Quali sono le conseguenze del mobbing?


Il mobbing può avere delle conseguenze negative sulla salute fisica e psicologica della persona. Chi è oggetto di atti vessatori ripetuti nel contesto di lavoro, infatti, può sviluppare ansia, depressione, problemi psicosomatici quali disturbi gastro-intestinali, dermatiti, dolori osteo-articolari. Nei casi più seri, inoltre, non è escluso che la persona possa sviluppare delle vere e proprie sindromi da stress.
A lungo andare, infatti, le situazioni di mobbing configurano una condizione di stress cronico che danneggia la salute.
Può essere interessante sottolineare che il mobbing può avere un impatto anche sulle relazioni familiari del mobbizzato. Se il mobbizzato condivide le sue difficoltà in famiglia può essere all’inizio compreso e sostenuto. In simili situazioni, però, può svilupparsi anche un distacco da parte dei familiari che produce ulteriore solitudine. È in questi casi che si parla di doppio mobbing. La famiglia, infatti, diventa un contesto rifiutante ed escludente come quello lavorativo.
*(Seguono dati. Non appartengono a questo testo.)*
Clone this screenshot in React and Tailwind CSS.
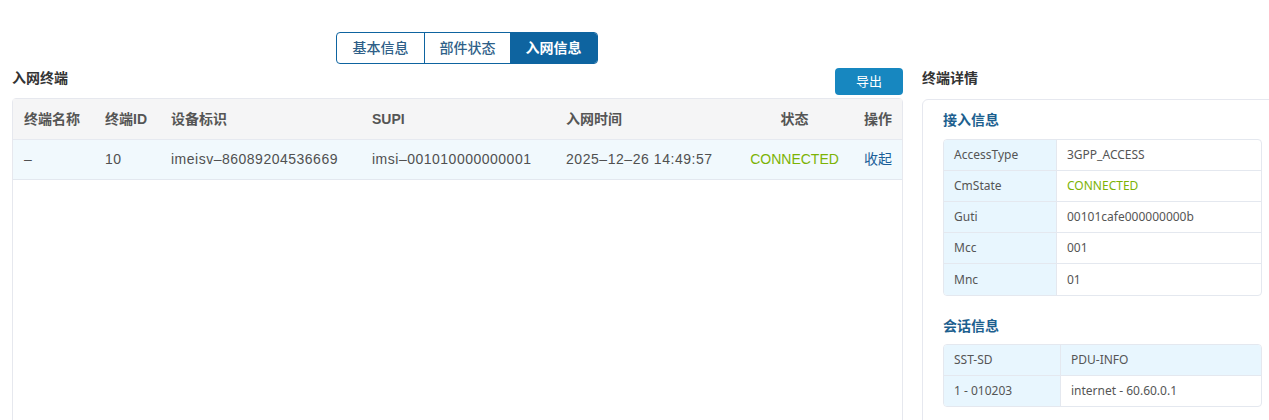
const cols = 'grid grid-cols-[81px_66px_201px_194px_182px_115px_52px]';

const accessInfo = [
  ['AccessType', '3GPP_ACCESS'],
  ['CmState', 'CONNECTED'],
  ['Guti', '00101cafe000000000b'],
  ['Mcc', '001'],
  ['Mnc', '01'],
];

function Tabs() {
  const tabs = ['基本信息', '部件状态', '入网信息'];
  return (
    <div className="flex h-8 ml-[336px] w-fit rounded border border-[#0e64a0] overflow-hidden">
      {tabs.map((t, i) => (
        <div
          key={t}
          className={`flex items-center justify-center text-[14px] ${i === 0 ? 'w-[87px]' : i === 1 ? 'w-[86px] border-l border-[#0e64a0]' : 'w-[87px]'} ${
            i === 2 ? 'bg-[#0e64a0] text-white font-bold' : 'text-[#2f5f88] font-medium'
          }`}
        >
          {t}
        </div>
      ))}
    </div>
  );
}

function TerminalTable() {
  return (
    <div className="h-[340px] rounded-t border border-[#e6e8ee] bg-white">
      <div className={`${cols} h-[41px] items-center bg-[#f5f5f6] border-b border-[#e6e9f0] text-[14px] font-semibold text-[#555]`}>
        <div className="pl-[11px]">终端名称</div>
        <div className="pl-[11px]">终端ID</div>
        <div className="pl-[11px]">设备标识</div>
        <div className="pl-[11px]">SUPI</div>
        <div className="pl-[11px]">入网时间</div>
        <div className="text-center">状态</div>
        <div className="text-center">操作</div>
      </div>
      <div className={`${cols} h-[40px] items-center bg-[#f1f9fd] border-b border-[#e3e8ef] text-[14px] text-[#505050]`}>
        <div className="pl-[11px]">–</div>
        <div className="pl-[11px] tracking-[0.5px]">10</div>
        <div className="pl-[11px] tracking-[0.5px]">imeisv–86089204536669</div>
        <div className="pl-[11px] tracking-[0.5px]">imsi–001010000000001</div>
        <div className="pl-[11px] tracking-[0.55px]">2025–12–26 14:49:57</div>
        <div className="text-center text-[#7cb305]">CONNECTED</div>
        <div className="text-center text-[#1a5f99]">收起</div>
      </div>
    </div>
  );
}

function DetailTable({ rows }) {
  return (
    <div className="rounded border border-[#e4e8ef] overflow-hidden text-[12px] text-[#555] font-['Noto_Sans','Noto_Sans_CJK_SC',sans-serif]">
      {rows.map(([k, v], i) => (
        <div key={k} className={`grid grid-cols-[113px_1fr] h-[31px] ${i < rows.length - 1 ? 'border-b border-[#e4e8ef]' : ''}`}>
          <div className="flex items-center pl-[10px] bg-[#e8f6fe] border-r border-[#e4e8ef]">{k}</div>
          <div className={`flex items-center pl-[10px] ${k === 'CmState' ? 'text-[#7cb305]' : ''}`}>{v}</div>
        </div>
      ))}
    </div>
  );
}

export default function App() {
  return (
    <div className="w-[1269px] h-[420px] overflow-hidden bg-white font-['Liberation_Sans','Noto_Sans_CJK_SC',sans-serif] text-[#333]">
      <div className="pt-8">
        <Tabs />
      </div>
      <div className="flex gap-[19px] pl-3 pt-1">
        <div className="w-[891px] shrink-0">
          <div className="flex justify-between items-start h-[30px]">
            <div className="mt-[1px] leading-[18px] text-[14px] font-bold text-[#333]">入网终端</div>
            <button className="h-[27px] w-[68px] rounded bg-[#1787c0] text-white text-[13px]">导出</button>
          </div>
          <TerminalTable />
        </div>
        <div className="w-[360px] shrink-0">
          <div className="h-[30px]">
            <div className="mt-[1px] leading-[18px] text-[14px] font-bold text-[#333]">终端详情</div>
          </div>
          <div className="h-[340px] rounded-md border border-[#e6e8ef] pl-[20px] pr-[19px]">
            <div className="pt-[10px] leading-[20px] mb-[9px] text-[14px] font-bold text-[#1d5f8f]">接入信息</div>
            <DetailTable rows={accessInfo} />
            <div className="mt-[20px] leading-[20px] mb-[8px] text-[14px] font-bold text-[#1d5f8f]">会话信息</div>
            <div className="rounded border border-[#e4e8ef] overflow-hidden text-[12px] text-[#555] font-['Noto_Sans','Noto_Sans_CJK_SC',sans-serif]">
              <div className="grid grid-cols-[117px_1fr] h-[31px] bg-[#e8f6fe] border-b border-[#e4e8ef]">
                <div className="flex items-center pl-[10px] border-r border-[#e4e8ef]">SST-SD</div>
                <div className="flex items-center pl-[10px]">PDU-INFO</div>
              </div>
              <div className="grid grid-cols-[117px_1fr] h-[30px]">
                <div className="flex items-center pl-[10px] bg-[#e8f6fe] border-r border-[#e4e8ef]">1 - 010203</div>
                <div className="flex items-center pl-[10px]">internet - 60.60.0.1</div>
              </div>
            </div>
          </div>
        </div>
      </div>
    </div>
  );
}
Cosa fare in caso di mobbing?


Se pensate di essere vittima di mobbing, può essere molto importante rivolgersi a un professionista della salute mentale. L’intervento psicologico, infatti, oltre a fare chiarezza sulla effettiva presenza di fenomeni di mobbing sul posto di lavoro, può essere importanti in termini di supporto.
In questi casi, infatti, è fondamentale condividere l’esperienza con un esperto che possa aiutare nel potenziamento della risposta allo stress. Ciò comporta l’attivazione delle proprie risorse di coping e l’elaborazione di possibili vissuti disturbanti.
Non bisogna dimenticare, infine, che il mobbing può essere denunciato. Se è possibile ricorrere a vie legali al fine di interrompere atti vessatori e violenze, può essere necessaria la valutazione dei danni psicologici da mobbing. Una simile operazione si rende necessaria in caso di procedimenti giudiziari volti ad accertare le responsabilità negli atti vessatori.

Riferimenti bibliografici
Ege, H. (2005). Oltre il mobbing. Straining, stalking e altre forme di conflittualità sul posto di lavoro. Milano: FrancoAngeli.